To date all that QE in the States appears to have achieved is this:

  • The rise in equity markets to stratospheric levels, way beyond what is justified by the earnings of the companies who are listed on those markets.
  • $1.2 trillion of investment in shale oil and gas over the last five years alone. Much of this debt will now have to be restructured as it becomes apparent that too much energy supply is chasing too little demand. US energy markets are now likely to see the kind of boom and bust cycles that characterised the Pennsylvania oil industry in the 19th century. This threatens employment and thus housing and consumer markets. Oil producers during mini booms will be acutely aware that another bust will be just around the corner. So they will learn to do with “more with less”, which means fewer employees on long term contracts and a lower number of workers in general.

Pension fund managers and speculators poured into US shares, and into oil and gas, in a search for yield in response to the record-low interest rates resulting from QE.

Meanwhile, middle America has continued to stagnate.  If the US is going to make up for lost demand resulting from the retirement of its Babyboomers, it simply must tackle income inequality. This is not socialism. Instead, it is plain and simple common sense, no matter what your politics.

And as US QE is unwound, volatility in interest rates, the dollar, equity markets, and again of course oil prices, threaten to more than cancel out the limited benefits of the Fed’s monetary policy.

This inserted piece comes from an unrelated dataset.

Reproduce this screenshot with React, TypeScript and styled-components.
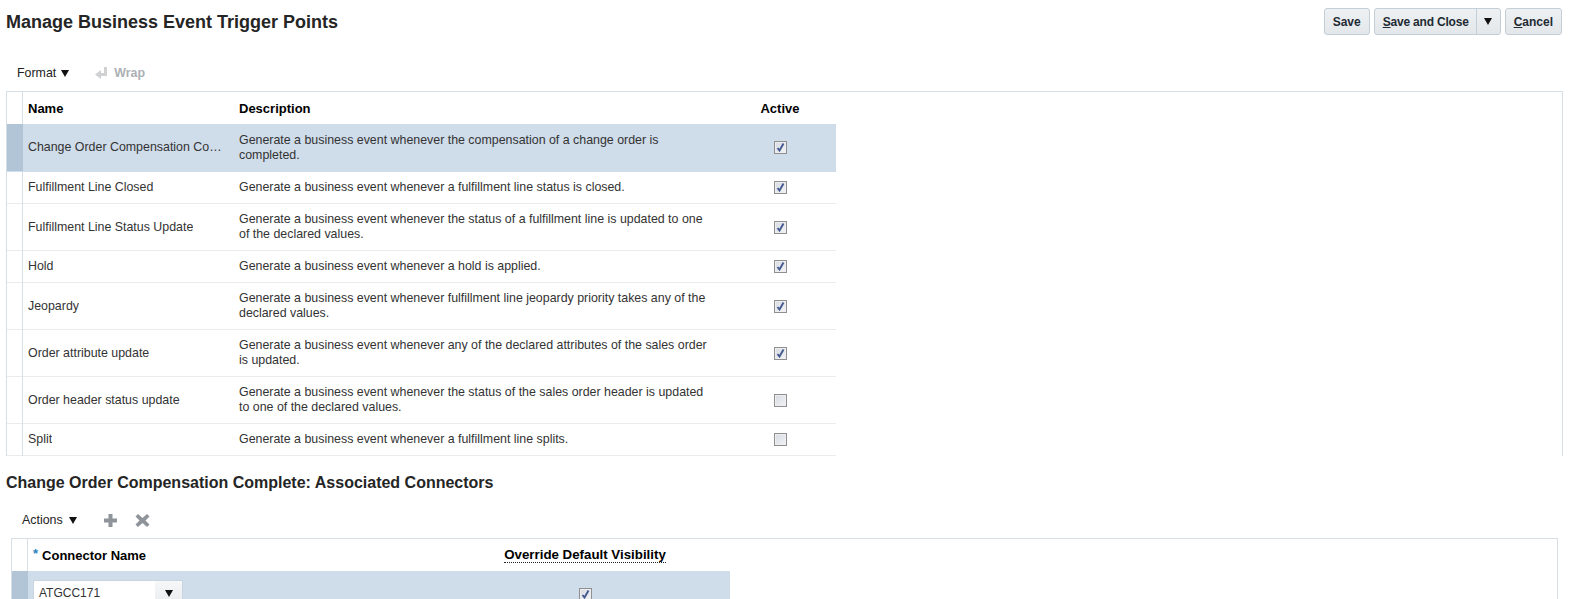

You still don’t buy any of this? Then  take a look at the two charts above, which show recent US retail sales and factory orders. Where is the real, sustained, broad-based recovery which QE was supposed to deliver?

And, surely, if QE had been successful, the Fed would not still be hesitating over when to raise interest rates.

The longer that the ECB continues with its own version QE, the greater the risk Europe will also see similar financial imbalances, with no major gains for the millions of people still out of work.

In Europe, also, policies need to be introduced in Europe that reduce income inequality rather than make it worse. The trouble is that QE actually makes income inequality worse, wherever it takes place.

To be fair to central bankers in the US and Europe, they are not being helped by fractious, partisan and short term politics on both sides of the Atlantic. Political leaders with vision are in desperate short supply.

But bad monetary policy is hardly a sensible way to compensate for bad fiscal policy.